The issues with handling any CSV is that it isn't really line based, and certain variations are not compatible. The best CSV reference is found here:
http://creativyst.com/Doc/Articles/CSV/CSV01.htm

And, of course, there's the completely worthless RFC 4180:
http://tools.ietf.org/html/rfc4180


Q1: What tools do you use, professionally?
Which ones are of sufficient quality and use to recommend?

http://www.csvreader.com/
https://code.google.com/p/fast-cpp-csv-parser/
OCX controls to manipulate Excel
StrTk's DSV Filter library (http://www.partow.net/programming/dsvfilter/index.html)
Others?

I'm not really looking for the usual rinky-dink "this works iff you can put up without X", like the "use getline()" responses.

I'm looking for a good, full-featured CSV reader that can, at the minimum, handle:
  - quoted fields with embedded newlines
  - optionally handle c-escapes like \"
  - not barf on mixed fields, like the Excel ="00123" hack

It would be nice if it could also handle I/O in parts (for huge files [>2MB], which seems to be a common problem on google).

My own reader does all this, but I can't believe I've written a superior solution to what professionals use... (not at 19 seconds. If it were less than a couple seconds, maybe.) But I can't find anything reasonably fast and complete.

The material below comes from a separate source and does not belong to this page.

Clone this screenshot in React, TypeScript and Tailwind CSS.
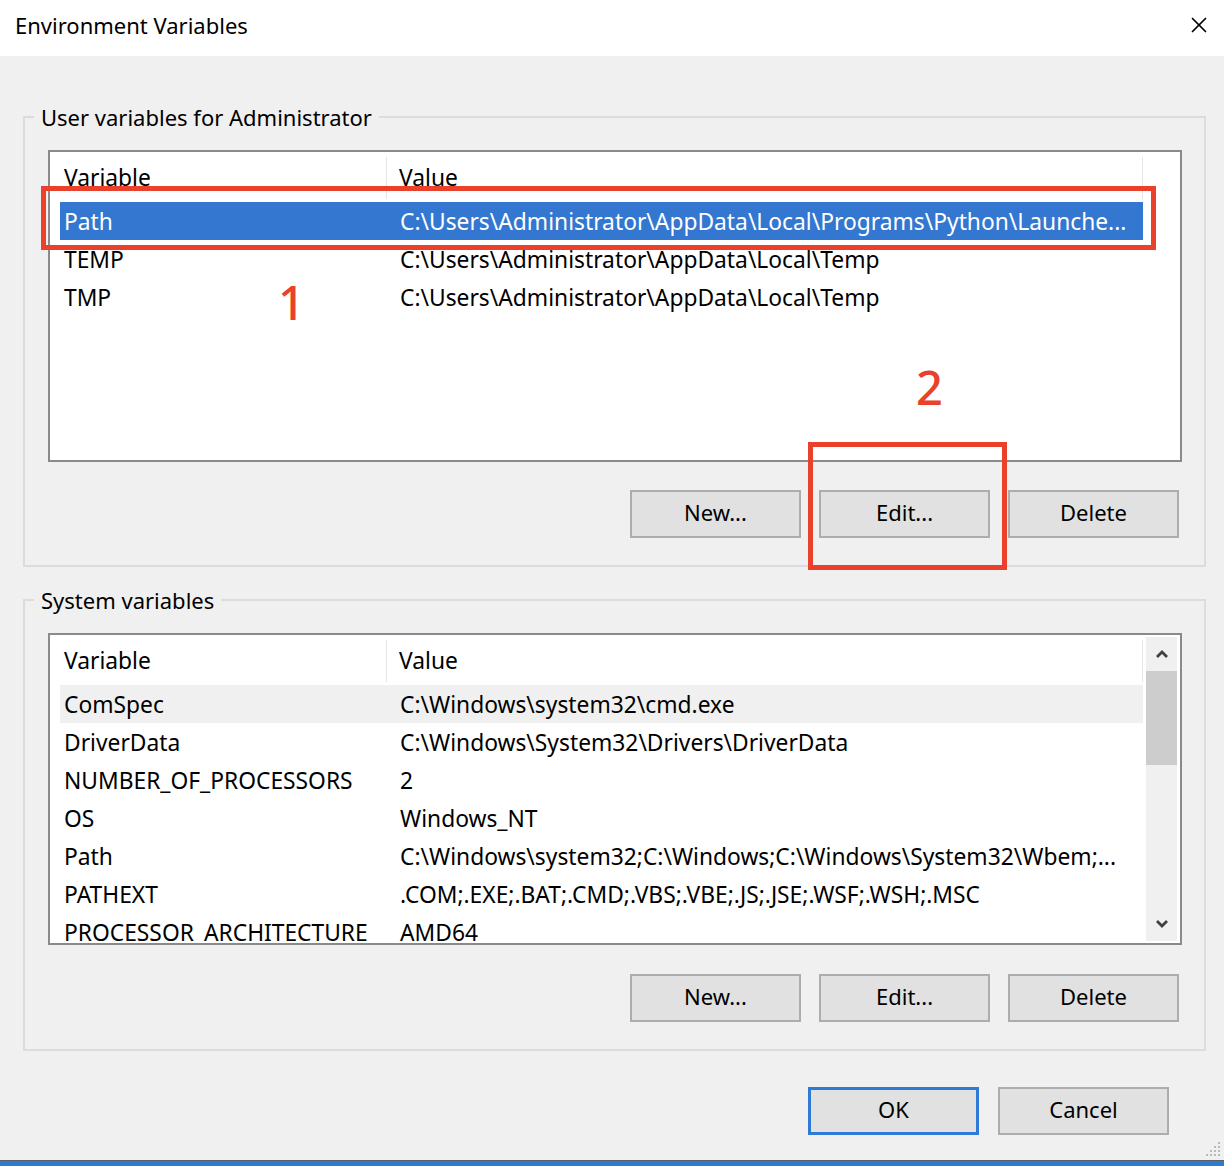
import { X } from 'lucide-react';

type Row = { name: string; value: string };

const userVars: Row[] = [
  { name: 'Path', value: 'C:\\Users\\Administrator\\AppData\\Local\\Programs\\Python\\Launche...' },
  { name: 'TEMP', value: 'C:\\Users\\Administrator\\AppData\\Local\\Temp' },
  { name: 'TMP', value: 'C:\\Users\\Administrator\\AppData\\Local\\Temp' },
];

const systemVars: Row[] = [
  { name: 'ComSpec', value: 'C:\\Windows\\system32\\cmd.exe' },
  { name: 'DriverData', value: 'C:\\Windows\\System32\\Drivers\\DriverData' },
  { name: 'NUMBER_OF_PROCESSORS', value: '2' },
  { name: 'OS', value: 'Windows_NT' },
  { name: 'Path', value: 'C:\\Windows\\system32;C:\\Windows;C:\\Windows\\System32\\Wbem;...' },
  { name: 'PATHEXT', value: '.COM;.EXE;.BAT;.CMD;.VBS;.VBE;.JS;.JSE;.WSF;.WSH;.MSC' },
  { name: 'PROCESSOR_ARCHITECTURE', value: 'AMD64' },
];

function Chevron({ up }: { up?: boolean }) {
  return (
    <svg width="14" height="10" viewBox="0 0 14 10">
      <polyline
        points={up ? '2,8 7,3 12,8' : '2,2 7,7 12,2'}
        fill="none"
        stroke="#404040"
        strokeWidth="2.8"
      />
    </svg>
  );
}

function ListView({
  rows,
  selected,
  hovered,
  scrollbar,
}: {
  rows: Row[];
  selected?: number;
  hovered?: number;
  scrollbar?: boolean;
}) {
  return (
    <div className="h-[312px] border-2 border-[#8a8a8a] bg-white flex overflow-hidden text-[22.8px]">
      <div className="ml-[10px] w-[1083px] shrink-0 flex flex-col">
        <div className="h-[50px] flex items-center shrink-0">
          <div className="w-[327px] h-[42px] mt-[2px] pl-[4px] flex items-center border-r border-[#e5e5e5]">
            Variable
          </div>
          <div className="flex-1 h-[42px] mt-[2px] pl-[12px] flex items-center border-r border-[#e5e5e5]">
            Value
          </div>
        </div>
        {rows.map((r, i) => (
          <div
            key={r.name}
            className={`h-[38px] shrink-0 flex items-center pt-[2px] whitespace-nowrap ${
              i === selected ? 'bg-[#3377d0] text-white' : i === hovered ? 'bg-[#f0f0f0]' : ''
            }`}
          >
            <div className="w-[327px] pl-[4px]">{r.name}</div>
            <div className="flex-1 pl-[13px]">{r.value}</div>
          </div>
        ))}
      </div>
      {scrollbar && (
        <div className="ml-[3px] my-[2px] w-[31px] bg-[#f0f0f0] flex flex-col">
          <div className="h-[34px] flex items-center justify-center">
            <Chevron up />
          </div>
          <div className="h-[94px] bg-[#cdcdcd]" />
          <div className="flex-1" />
          <div className="h-[34px] flex items-center justify-center">
            <Chevron />
          </div>
        </div>
      )}
    </div>
  );
}

function Button({ label, primary }: { label: string; primary?: boolean }) {
  return (
    <button
      className={`w-[171px] h-[48px] bg-[#e1e1e1] flex items-center justify-center pb-[3px] ${
        primary ? 'border-[3px] border-[#2f7ad4]' : 'border-2 border-[#adadad]'
      }`}
    >
      {label}
    </button>
  );
}

function Group({ title, children }: { title: string; children: React.ReactNode }) {
  return (
    <fieldset className="border-2 border-[#dcdcdc] px-0 min-w-0">
      <legend className="ml-[9px] px-[7px] leading-[30px]">{title}</legend>
      <div className="pt-[18px] pb-[27px] pl-[23px] pr-[22px]">{children}</div>
    </fieldset>
  );
}

export default function App() {
  return (
    <div className="relative w-[1224px] h-[1166px] flex flex-col text-[22px] text-black font-['Noto_Sans',sans-serif] overflow-hidden">
      <div className="h-[56px] shrink-0 bg-white flex items-center justify-between pl-[15px] pr-[12px]">
        <span className="-mt-[6px]">Environment Variables</span>
        <X className="w-[26px] h-[26px] -mt-[6px]" strokeWidth={1.6} />
      </div>

      <div className="relative flex-1 bg-[#f0f0f0] px-[23px] pr-[18px] flex flex-col">
        <div className="mt-[46px]">
          <Group title="User variables for Administrator">
            <ListView rows={userVars} selected={0} />
            <div className="mt-[28px] flex justify-end gap-[18px] pr-[3px]">
              <Button label="New..." />
              <Button label="Edit..." />
              <Button label="Delete" />
            </div>
          </Group>
        </div>

        <div className="mt-[18px]">
          <Group title="System variables">
            <ListView rows={systemVars} hovered={0} scrollbar />
            <div className="mt-[29px] flex justify-end gap-[18px] pr-[3px]">
              <Button label="New..." />
              <Button label="Edit..." />
              <Button label="Delete" />
            </div>
          </Group>
        </div>

        <div className="mt-[36px] flex justify-end gap-[19px] pr-[37px]">
          <Button label="OK" primary />
          <Button label="Cancel" />
        </div>

        <svg className="absolute right-[2px] bottom-[2px]" width="18" height="18" viewBox="0 0 18 18">
          {[
            [14, 2],
            [10, 6],
            [14, 6],
            [6, 10],
            [10, 10],
            [14, 10],
            [2, 14],
            [6, 14],
            [10, 14],
            [14, 14],
          ].map(([x, y]) => (
            <rect key={`${x}-${y}`} x={x} y={y} width="2" height="2" fill="#b9b9b9" />
          ))}
        </svg>
      </div>

      <div className="h-[1px] shrink-0 bg-[#5e5e5e]" />
      <div className="h-[5px] shrink-0 bg-[#2b7bd4]" />

      {/* annotations */}
      <div className="absolute left-[41px] top-[186px] w-[1115px] h-[64px] border-[5px] border-[#e9412b]" />
      <div className="absolute left-[808px] top-[442px] w-[199px] h-[128px] border-[5px] border-[#e9412b]" />
      <span className="absolute left-[278px] top-[279px] text-[47px] font-medium leading-none text-[#e9412b]">1</span>
      <span className="absolute left-[916px] top-[364px] text-[47px] font-medium leading-none text-[#e9412b]">2</span>
    </div>
  );
}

Or do you professionals only use a subset of these features at work?


Q2: How often do you actually need to modify CSV data?
In my own (exceedingly limited) experience, CSV files are generated by tail processes, and the need to actually modify a record is less common than the need to simply access a record.

Is this correct? How often do you simply need to read a CSV as part of some data transformation instead of actually having to update the CSV file itself?

It seems to me that some significant speedups could be made by simply referencing the fields instead of making full string copies of them in memory.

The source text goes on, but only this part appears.